■ Dataset records:
= = = = =

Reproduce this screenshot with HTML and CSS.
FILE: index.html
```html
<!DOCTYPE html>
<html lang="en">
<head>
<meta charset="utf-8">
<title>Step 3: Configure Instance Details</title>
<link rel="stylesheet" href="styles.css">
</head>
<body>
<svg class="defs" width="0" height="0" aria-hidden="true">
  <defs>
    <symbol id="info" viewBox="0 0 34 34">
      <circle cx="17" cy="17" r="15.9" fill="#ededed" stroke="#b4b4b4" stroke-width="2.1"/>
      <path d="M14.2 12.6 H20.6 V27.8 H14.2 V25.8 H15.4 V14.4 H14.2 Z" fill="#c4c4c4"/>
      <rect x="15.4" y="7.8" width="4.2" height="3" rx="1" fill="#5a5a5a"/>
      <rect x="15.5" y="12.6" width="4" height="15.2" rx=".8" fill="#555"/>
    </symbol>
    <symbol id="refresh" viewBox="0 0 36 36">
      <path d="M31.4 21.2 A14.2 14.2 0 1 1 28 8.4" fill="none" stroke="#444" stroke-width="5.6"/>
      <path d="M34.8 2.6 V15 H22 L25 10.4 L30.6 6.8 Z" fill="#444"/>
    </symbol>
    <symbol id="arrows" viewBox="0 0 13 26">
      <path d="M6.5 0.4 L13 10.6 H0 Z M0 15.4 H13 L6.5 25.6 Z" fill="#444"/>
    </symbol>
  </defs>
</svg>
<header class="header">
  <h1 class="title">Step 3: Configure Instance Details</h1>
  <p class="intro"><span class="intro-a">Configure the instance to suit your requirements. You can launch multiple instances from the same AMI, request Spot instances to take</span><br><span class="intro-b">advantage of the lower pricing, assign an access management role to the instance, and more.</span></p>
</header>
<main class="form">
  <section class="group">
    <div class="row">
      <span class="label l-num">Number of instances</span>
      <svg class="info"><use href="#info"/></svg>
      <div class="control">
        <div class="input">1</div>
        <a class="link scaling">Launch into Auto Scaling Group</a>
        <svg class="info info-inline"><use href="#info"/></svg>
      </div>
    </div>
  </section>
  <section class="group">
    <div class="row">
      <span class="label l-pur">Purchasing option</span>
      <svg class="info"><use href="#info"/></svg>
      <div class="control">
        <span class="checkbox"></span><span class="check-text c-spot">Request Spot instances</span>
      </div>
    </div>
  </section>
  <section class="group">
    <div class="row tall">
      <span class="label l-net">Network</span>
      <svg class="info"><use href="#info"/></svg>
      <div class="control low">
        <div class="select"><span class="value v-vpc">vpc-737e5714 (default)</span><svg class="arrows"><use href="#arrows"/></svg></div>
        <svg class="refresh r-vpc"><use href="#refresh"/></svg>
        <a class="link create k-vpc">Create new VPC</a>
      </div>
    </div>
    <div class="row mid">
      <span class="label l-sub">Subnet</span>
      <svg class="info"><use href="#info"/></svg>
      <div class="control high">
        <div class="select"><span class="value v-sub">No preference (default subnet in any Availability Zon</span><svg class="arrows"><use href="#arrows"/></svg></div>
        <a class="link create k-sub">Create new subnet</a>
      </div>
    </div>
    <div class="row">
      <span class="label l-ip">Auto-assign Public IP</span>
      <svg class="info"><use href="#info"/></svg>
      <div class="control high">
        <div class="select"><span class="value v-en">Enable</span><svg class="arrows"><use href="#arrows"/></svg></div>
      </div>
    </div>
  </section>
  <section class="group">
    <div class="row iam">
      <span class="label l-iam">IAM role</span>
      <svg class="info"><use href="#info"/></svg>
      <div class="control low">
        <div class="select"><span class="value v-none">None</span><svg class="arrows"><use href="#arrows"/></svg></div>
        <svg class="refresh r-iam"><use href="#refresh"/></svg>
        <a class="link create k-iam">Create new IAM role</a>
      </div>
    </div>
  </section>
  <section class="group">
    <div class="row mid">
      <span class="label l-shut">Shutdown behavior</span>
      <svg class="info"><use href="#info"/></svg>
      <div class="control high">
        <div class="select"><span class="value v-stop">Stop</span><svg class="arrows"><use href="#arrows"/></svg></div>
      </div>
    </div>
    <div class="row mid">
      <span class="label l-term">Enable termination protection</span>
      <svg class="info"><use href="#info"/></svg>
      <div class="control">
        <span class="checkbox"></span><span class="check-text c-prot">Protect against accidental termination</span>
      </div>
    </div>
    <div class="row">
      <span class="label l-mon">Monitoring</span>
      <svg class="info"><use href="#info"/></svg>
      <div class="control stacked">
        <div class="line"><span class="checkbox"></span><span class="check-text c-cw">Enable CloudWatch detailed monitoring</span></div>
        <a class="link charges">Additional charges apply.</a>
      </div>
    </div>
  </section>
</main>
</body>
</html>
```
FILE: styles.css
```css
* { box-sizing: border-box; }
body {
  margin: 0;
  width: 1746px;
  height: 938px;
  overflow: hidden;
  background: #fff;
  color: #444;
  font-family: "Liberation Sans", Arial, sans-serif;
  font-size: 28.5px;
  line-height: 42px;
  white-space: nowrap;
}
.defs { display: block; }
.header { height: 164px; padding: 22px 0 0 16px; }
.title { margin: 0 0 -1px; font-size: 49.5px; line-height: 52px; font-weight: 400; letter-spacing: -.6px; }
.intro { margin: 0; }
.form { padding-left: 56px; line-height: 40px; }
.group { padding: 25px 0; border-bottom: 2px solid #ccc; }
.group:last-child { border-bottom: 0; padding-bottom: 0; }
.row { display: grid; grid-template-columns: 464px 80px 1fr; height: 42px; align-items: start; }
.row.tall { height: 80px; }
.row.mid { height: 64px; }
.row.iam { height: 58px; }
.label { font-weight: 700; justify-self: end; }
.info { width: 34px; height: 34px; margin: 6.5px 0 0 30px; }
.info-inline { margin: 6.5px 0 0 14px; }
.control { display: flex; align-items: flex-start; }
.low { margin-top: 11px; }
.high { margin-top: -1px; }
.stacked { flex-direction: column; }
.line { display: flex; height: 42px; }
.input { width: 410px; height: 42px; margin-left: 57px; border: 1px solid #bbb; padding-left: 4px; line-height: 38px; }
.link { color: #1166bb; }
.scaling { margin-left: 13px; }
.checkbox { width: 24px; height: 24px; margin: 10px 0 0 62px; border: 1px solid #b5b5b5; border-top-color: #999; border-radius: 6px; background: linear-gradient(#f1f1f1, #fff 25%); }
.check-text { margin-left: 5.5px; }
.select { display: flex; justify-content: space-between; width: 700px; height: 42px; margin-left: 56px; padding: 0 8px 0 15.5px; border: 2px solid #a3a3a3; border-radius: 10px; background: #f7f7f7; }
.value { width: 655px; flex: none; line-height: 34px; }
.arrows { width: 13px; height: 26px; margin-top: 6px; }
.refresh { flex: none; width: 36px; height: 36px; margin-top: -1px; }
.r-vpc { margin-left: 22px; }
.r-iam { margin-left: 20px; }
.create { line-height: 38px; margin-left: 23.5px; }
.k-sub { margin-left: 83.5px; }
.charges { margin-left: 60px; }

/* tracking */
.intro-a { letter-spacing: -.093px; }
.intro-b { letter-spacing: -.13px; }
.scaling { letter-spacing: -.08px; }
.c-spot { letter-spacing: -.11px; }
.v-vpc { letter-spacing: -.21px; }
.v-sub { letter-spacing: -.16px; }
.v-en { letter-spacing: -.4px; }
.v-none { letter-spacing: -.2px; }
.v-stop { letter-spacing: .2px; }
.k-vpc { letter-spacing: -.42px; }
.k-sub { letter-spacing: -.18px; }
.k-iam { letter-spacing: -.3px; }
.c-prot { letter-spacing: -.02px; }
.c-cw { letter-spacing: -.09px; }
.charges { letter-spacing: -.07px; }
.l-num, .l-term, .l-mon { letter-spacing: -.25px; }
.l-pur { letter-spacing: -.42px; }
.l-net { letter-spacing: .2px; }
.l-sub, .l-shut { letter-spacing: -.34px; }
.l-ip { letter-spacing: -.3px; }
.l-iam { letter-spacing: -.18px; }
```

= = = = =

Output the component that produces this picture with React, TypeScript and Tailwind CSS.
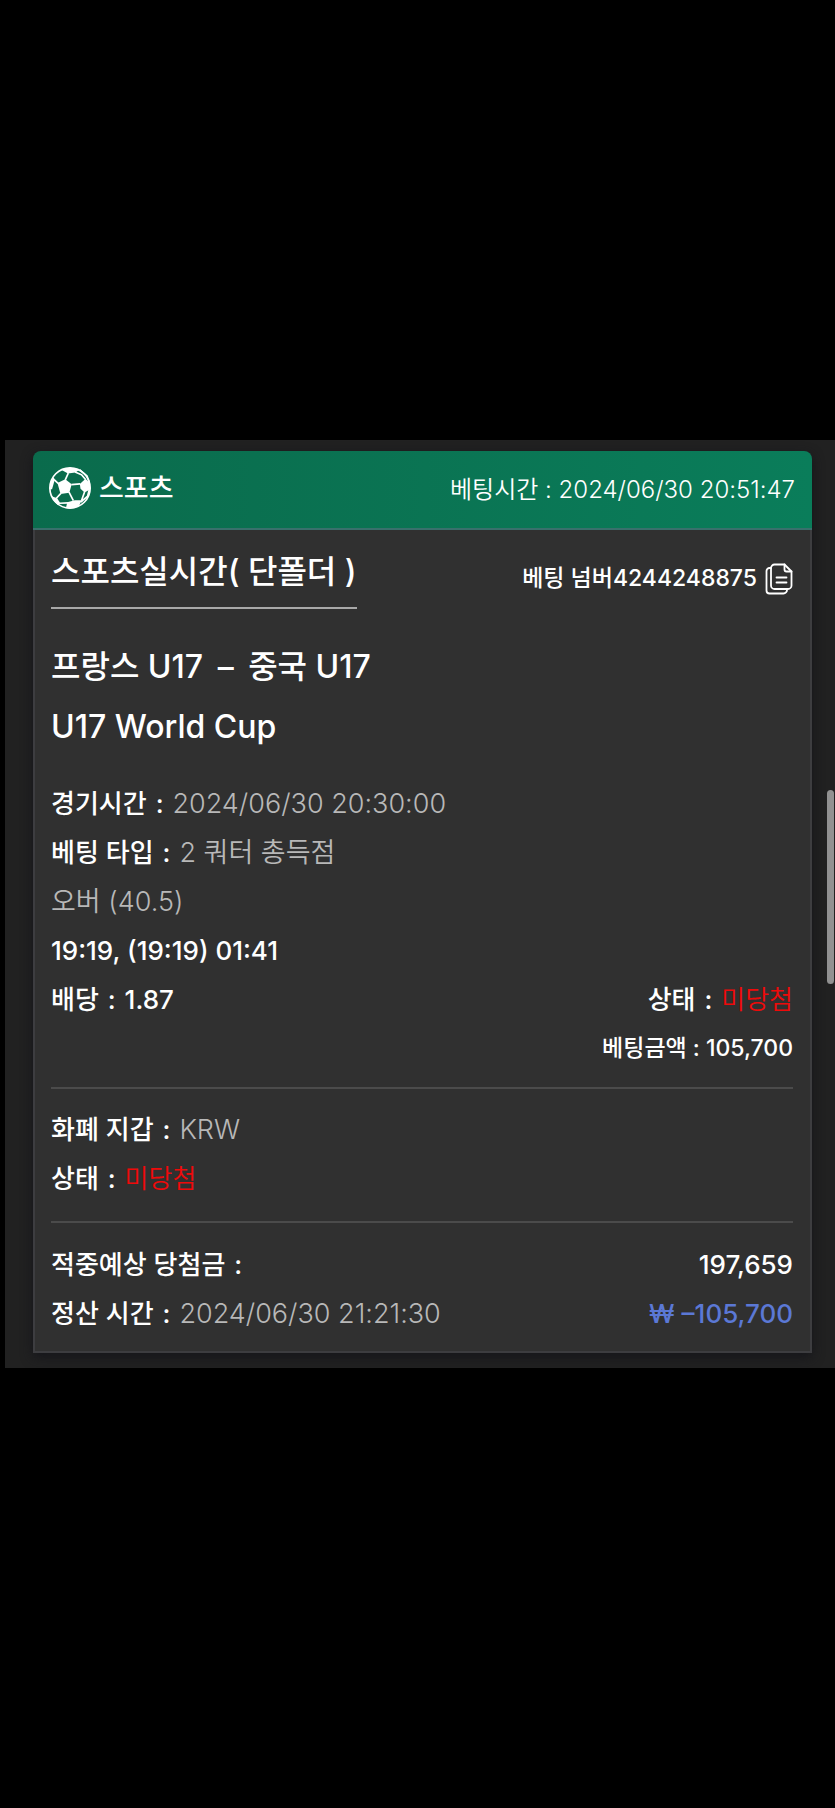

= = = = =

■ Short problem:
Every line containing the string "with" must be listed.

■ Correct answer:
Reproduce this screenshot with HTML and CSS.
Output the component that produces this picture with React, TypeScript and Tailwind CSS.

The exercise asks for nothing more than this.